Surely, given the UN’s Intergovernmental Panel on Climate Change’s warning that we only have 12 years to stop a climate catastrophe, the EU should now be giving up on fossil fuels and investing in renewable energy. And, surely, British newspapers should stop giving Blair a platform, hold him accountable for the bloody consequences of the Iraq war and focus on climate change.
So far humanity has released an estimated 2.2 trillion metric tonnes of carbon dioxide into the atmosphere since the industrial revolution, causing average global temperatures to rise 1°C.
This rise has already begun to melt the polar ice caps, raise sea levels and drastically alter weather patterns; cause extreme storms, blizzards, heat waves and droughts; set arctic forests on fire; kill off entire species; acidify the oceans; displace people from their homes and much more.
So, how does the EU justify increasing its reliance on yet more polluting fossil gas and striking a deal with the human rights abusing government of Azerbaijan?
Well, as far as I can tell, it hasn’t even bothered to address the latter, though it falls over itself to thrust money at Azerbaijan. In February this year the European Investment Bank lent €1.5bn (£1.3bn) to Tap, and followed this up in March with €932 million (£822m) to the Turkish section, Tanap.
In July the European Bank for Reconstruction and Development lent Tap a further €500m (£442m).
The EU classifies the SGC as one of its Projects of Common Interests, which the bloc defines as “key infrastructure projects […] that link the energy systems of EU countries.”
These Projects of Common Interests, it claims, “are intended to help the EU achieve its energy policy and climate objectives,” which are “affordable, secure and sustainable energy for all citizens, and the long-term decarbonisation of the economy in accordance with the Paris Agreement.”
Remember the Paris Agreement? The governments of the world are supposed to be limiting “the rise of global average temperatures to well below 2°C above pre-industrial levels” and pursue “efforts to limit the temperature increase to 1.5°C,” as Article 2 of the agreement states, by 2030.
Our planet is currently on course to warm up by an apocalyptic 3.4°C by the end of this century, according to Climate Action Tracker, an independent project tracking global government progress to stick to the Paris Agreement.
The EU is sort of attempting to kind of stick to the Paris Agreement, though Climate Action Tracker currently ranks its efforts as “insufficient.” Its low-carbon economy roadmap is looking at (but not planning or implementing) “cost-efficient ways to make the European economy more climate-friendly and less energy-consuming.”

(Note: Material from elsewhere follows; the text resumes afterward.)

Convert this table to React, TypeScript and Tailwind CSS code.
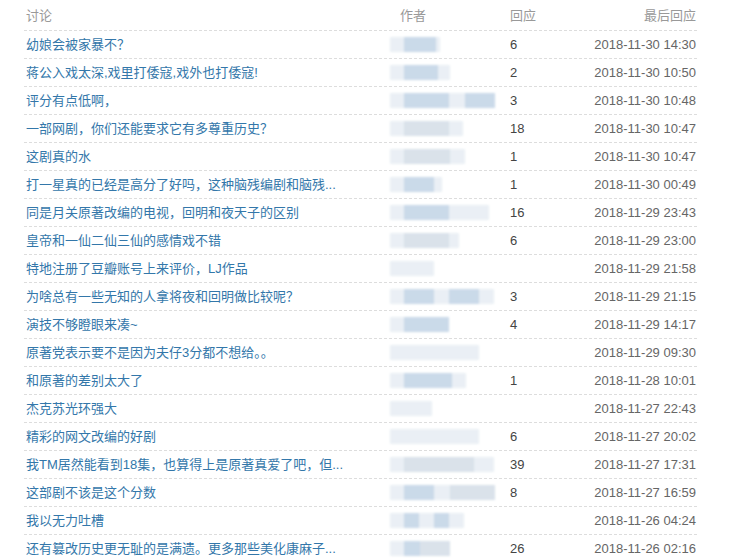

The roadmap aims to cut greenhouse gas emissions to 40 per cent of 1990 levels by 2030, 60 per cent by 2040 and 80 per cent by 2050.
How does the SGC project fit into the EU’s low-carbon economy roadmap? Well, it doesn’t.
According to a January 2018 study by the environment and human rights campaigners Bankwatch, no climate impact assessment has been made public by any EU institution involved in the SGC’s promotion or financing.
In fact, the Bankwatch’s analysis shows “a high risk that the gas from the [SGC] would be as climate-damaging as coal” — the dirtiest fossil fuel — and its annual carbon dioxide emissions would be “comparable to the annual emissions of Bulgaria.”
The SGC is a dangerously short-sighted project. Not only will the EU’s financial support for the project enrich fossil fuel companies and prop-up awful governments of Azerbaijan and Turkey, it will also lock the continent into decades of fossil fuel dependence.
But as the UN’s scientists point out we don’t have decades. We have 12 years.